### [Exercise objective]
Output nothing but the lines from the one with "Clone this screenshot" through the one with "const SELECTED_TAIL = 2;", including both. Leave the pictures out of the copy.

### [Data supplied]
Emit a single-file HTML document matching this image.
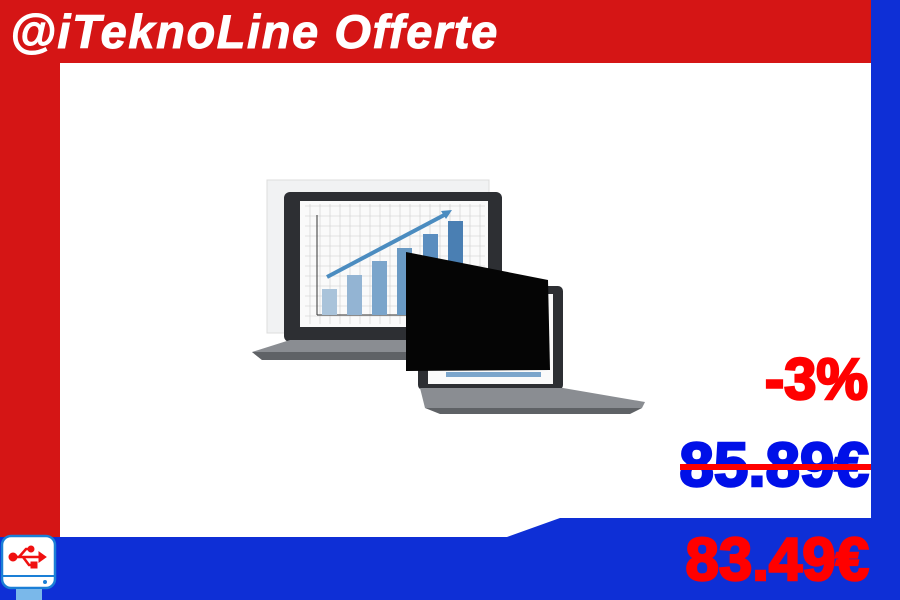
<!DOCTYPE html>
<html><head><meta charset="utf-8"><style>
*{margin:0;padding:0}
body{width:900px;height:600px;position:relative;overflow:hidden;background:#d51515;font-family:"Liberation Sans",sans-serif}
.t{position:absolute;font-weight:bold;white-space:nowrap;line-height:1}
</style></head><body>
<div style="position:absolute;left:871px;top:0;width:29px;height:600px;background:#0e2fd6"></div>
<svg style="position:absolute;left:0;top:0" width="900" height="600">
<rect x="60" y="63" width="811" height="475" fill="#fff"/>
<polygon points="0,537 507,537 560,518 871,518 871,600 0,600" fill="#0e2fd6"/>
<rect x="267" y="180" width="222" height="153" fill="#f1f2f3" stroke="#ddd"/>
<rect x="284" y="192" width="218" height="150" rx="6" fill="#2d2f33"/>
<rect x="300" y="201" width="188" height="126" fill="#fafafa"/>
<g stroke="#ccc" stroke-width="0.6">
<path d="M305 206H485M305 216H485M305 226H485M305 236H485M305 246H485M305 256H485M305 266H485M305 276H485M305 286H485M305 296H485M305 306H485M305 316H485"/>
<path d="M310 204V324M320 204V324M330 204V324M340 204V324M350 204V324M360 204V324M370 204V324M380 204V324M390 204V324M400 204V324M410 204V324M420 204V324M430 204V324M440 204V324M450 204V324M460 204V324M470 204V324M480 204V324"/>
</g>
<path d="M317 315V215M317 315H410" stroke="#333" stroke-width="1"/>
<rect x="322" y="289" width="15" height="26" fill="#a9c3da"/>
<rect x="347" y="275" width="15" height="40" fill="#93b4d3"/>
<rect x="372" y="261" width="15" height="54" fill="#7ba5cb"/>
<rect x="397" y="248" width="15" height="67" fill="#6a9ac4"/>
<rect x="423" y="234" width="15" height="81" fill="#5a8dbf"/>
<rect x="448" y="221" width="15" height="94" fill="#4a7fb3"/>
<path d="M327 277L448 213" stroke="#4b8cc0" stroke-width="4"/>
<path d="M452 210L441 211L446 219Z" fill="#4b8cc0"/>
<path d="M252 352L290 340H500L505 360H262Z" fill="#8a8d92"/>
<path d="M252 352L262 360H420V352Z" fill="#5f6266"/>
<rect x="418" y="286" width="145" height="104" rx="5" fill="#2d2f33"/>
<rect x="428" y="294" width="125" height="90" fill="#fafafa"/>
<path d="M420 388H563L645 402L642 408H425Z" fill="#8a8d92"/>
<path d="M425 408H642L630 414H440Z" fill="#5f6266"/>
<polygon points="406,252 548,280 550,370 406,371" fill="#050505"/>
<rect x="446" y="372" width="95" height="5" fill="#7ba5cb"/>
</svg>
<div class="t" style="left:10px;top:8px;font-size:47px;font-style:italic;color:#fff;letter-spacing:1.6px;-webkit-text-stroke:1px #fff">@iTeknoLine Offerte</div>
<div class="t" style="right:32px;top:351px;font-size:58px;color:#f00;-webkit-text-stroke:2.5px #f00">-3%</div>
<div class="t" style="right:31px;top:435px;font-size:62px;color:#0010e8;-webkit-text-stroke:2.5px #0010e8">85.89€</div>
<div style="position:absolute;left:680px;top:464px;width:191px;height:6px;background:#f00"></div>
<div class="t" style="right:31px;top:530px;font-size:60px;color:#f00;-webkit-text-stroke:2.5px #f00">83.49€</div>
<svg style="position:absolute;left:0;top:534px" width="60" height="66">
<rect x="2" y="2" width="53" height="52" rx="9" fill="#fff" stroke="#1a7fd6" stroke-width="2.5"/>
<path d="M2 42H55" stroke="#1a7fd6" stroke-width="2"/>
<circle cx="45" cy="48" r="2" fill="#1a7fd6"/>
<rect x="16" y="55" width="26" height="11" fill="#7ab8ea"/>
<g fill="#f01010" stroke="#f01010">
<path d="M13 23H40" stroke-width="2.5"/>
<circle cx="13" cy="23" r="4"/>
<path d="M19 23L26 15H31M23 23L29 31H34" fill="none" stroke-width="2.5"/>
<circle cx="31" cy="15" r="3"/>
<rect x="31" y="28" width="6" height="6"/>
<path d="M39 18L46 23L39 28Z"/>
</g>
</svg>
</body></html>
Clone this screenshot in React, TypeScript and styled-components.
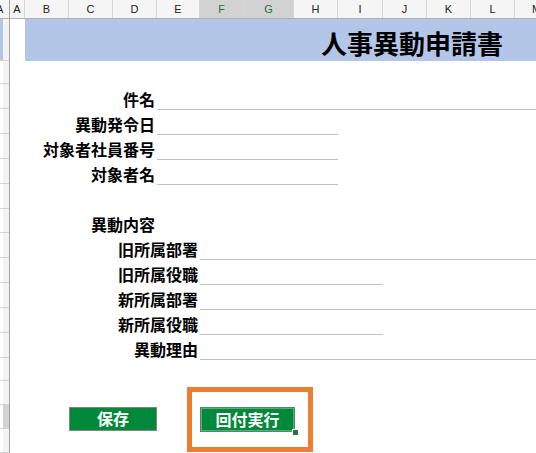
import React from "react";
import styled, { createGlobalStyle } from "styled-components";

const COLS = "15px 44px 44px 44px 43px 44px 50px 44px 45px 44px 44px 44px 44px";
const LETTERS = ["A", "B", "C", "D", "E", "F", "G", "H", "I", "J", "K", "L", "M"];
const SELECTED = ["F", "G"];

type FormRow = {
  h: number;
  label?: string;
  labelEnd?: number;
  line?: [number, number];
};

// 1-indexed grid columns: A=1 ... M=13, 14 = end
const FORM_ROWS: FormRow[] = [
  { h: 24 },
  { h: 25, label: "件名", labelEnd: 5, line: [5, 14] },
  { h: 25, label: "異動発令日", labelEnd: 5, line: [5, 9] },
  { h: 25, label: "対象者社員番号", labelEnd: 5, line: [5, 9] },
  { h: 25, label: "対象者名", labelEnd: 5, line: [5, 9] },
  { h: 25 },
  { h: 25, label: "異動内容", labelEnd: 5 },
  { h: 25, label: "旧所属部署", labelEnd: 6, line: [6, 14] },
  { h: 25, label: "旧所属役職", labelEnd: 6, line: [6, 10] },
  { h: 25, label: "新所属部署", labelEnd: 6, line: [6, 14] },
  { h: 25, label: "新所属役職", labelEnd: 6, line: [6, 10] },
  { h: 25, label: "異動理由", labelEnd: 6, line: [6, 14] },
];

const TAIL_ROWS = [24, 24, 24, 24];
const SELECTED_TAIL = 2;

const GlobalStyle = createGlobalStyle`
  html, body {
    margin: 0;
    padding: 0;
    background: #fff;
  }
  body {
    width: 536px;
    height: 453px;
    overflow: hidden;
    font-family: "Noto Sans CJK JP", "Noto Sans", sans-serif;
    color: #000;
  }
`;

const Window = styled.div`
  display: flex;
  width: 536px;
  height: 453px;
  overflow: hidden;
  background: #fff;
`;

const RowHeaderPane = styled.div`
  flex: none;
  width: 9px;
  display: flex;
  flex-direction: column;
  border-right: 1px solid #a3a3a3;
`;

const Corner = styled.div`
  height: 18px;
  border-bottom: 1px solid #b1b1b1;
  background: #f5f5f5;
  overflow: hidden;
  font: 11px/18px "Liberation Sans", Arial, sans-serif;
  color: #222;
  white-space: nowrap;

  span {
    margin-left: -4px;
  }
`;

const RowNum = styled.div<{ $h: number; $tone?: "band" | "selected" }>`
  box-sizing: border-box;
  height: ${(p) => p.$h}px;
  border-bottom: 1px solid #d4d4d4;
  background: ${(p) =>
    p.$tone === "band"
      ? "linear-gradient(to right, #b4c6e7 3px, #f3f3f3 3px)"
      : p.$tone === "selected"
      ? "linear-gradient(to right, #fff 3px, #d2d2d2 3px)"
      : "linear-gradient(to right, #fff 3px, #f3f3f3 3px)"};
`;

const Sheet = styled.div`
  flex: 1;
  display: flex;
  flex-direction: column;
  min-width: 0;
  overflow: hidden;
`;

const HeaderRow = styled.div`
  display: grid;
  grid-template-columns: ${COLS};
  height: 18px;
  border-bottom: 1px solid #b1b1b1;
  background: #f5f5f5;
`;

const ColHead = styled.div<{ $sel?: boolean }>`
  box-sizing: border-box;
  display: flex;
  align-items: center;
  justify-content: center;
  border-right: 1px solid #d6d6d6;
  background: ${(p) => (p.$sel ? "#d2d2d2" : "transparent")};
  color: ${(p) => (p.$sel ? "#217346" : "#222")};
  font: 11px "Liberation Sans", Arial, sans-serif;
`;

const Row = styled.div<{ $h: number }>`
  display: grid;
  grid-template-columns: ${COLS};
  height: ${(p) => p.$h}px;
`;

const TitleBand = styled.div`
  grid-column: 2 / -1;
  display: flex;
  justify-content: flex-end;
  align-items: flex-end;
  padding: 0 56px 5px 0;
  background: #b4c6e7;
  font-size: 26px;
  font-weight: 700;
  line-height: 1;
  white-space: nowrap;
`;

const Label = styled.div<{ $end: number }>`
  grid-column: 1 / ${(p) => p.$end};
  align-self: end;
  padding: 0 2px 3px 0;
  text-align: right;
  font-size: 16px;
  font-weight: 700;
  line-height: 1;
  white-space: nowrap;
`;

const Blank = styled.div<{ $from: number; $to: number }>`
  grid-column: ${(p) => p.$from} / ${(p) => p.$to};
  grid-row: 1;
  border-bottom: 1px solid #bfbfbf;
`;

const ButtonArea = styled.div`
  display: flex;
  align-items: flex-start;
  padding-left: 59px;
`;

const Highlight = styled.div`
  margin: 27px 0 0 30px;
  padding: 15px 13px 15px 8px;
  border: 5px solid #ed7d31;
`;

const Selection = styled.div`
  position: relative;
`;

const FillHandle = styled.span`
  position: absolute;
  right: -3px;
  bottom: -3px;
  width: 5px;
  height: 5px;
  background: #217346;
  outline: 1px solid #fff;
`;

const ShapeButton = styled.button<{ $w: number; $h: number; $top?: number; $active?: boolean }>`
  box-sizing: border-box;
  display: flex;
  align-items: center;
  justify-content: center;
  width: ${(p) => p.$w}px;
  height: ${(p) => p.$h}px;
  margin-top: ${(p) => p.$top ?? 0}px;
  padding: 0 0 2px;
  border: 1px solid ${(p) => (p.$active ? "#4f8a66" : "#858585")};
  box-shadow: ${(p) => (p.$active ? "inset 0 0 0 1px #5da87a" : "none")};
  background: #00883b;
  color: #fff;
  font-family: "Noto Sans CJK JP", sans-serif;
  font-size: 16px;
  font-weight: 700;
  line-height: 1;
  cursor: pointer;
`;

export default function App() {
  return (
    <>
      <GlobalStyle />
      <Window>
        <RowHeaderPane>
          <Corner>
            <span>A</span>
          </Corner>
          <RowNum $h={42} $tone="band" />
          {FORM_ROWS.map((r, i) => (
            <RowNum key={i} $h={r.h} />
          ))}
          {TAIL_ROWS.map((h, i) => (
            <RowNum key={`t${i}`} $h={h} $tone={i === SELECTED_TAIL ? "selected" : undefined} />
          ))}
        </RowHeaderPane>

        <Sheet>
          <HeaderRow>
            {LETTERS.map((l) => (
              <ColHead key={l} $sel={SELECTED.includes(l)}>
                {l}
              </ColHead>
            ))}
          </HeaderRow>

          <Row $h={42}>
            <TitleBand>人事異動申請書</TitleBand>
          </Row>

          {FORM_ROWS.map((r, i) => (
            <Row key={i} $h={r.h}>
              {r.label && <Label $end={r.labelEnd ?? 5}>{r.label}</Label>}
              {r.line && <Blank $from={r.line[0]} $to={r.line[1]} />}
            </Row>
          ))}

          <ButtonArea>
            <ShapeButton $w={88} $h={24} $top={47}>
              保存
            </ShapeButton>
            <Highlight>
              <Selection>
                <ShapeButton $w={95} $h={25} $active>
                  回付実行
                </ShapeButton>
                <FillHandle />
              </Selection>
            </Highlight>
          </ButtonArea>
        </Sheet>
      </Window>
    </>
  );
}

### [Exercise output]
Clone this screenshot in React, TypeScript and styled-components.
import React from "react";
import styled, { createGlobalStyle } from "styled-components";

const COLS = "15px 44px 44px 44px 43px 44px 50px 44px 45px 44px 44px 44px 44px";
const LETTERS = ["A", "B", "C", "D", "E", "F", "G", "H", "I", "J", "K", "L", "M"];
const SELECTED = ["F", "G"];

type FormRow = {
  h: number;
  label?: string;
  labelEnd?: number;
  line?: [number, number];
};

// 1-indexed grid columns: A=1 ... M=13, 14 = end
const FORM_ROWS: FormRow[] = [
  { h: 24 },
  { h: 25, label: "件名", labelEnd: 5, line: [5, 14] },
  { h: 25, label: "異動発令日", labelEnd: 5, line: [5, 9] },
  { h: 25, label: "対象者社員番号", labelEnd: 5, line: [5, 9] },
  { h: 25, label: "対象者名", labelEnd: 5, line: [5, 9] },
  { h: 25 },
  { h: 25, label: "異動内容", labelEnd: 5 },
  { h: 25, label: "旧所属部署", labelEnd: 6, line: [6, 14] },
  { h: 25, label: "旧所属役職", labelEnd: 6, line: [6, 10] },
  { h: 25, label: "新所属部署", labelEnd: 6, line: [6, 14] },
  { h: 25, label: "新所属役職", labelEnd: 6, line: [6, 10] },
  { h: 25, label: "異動理由", labelEnd: 6, line: [6, 14] },
];

const TAIL_ROWS = [24, 24, 24, 24];
const SELECTED_TAIL = 2;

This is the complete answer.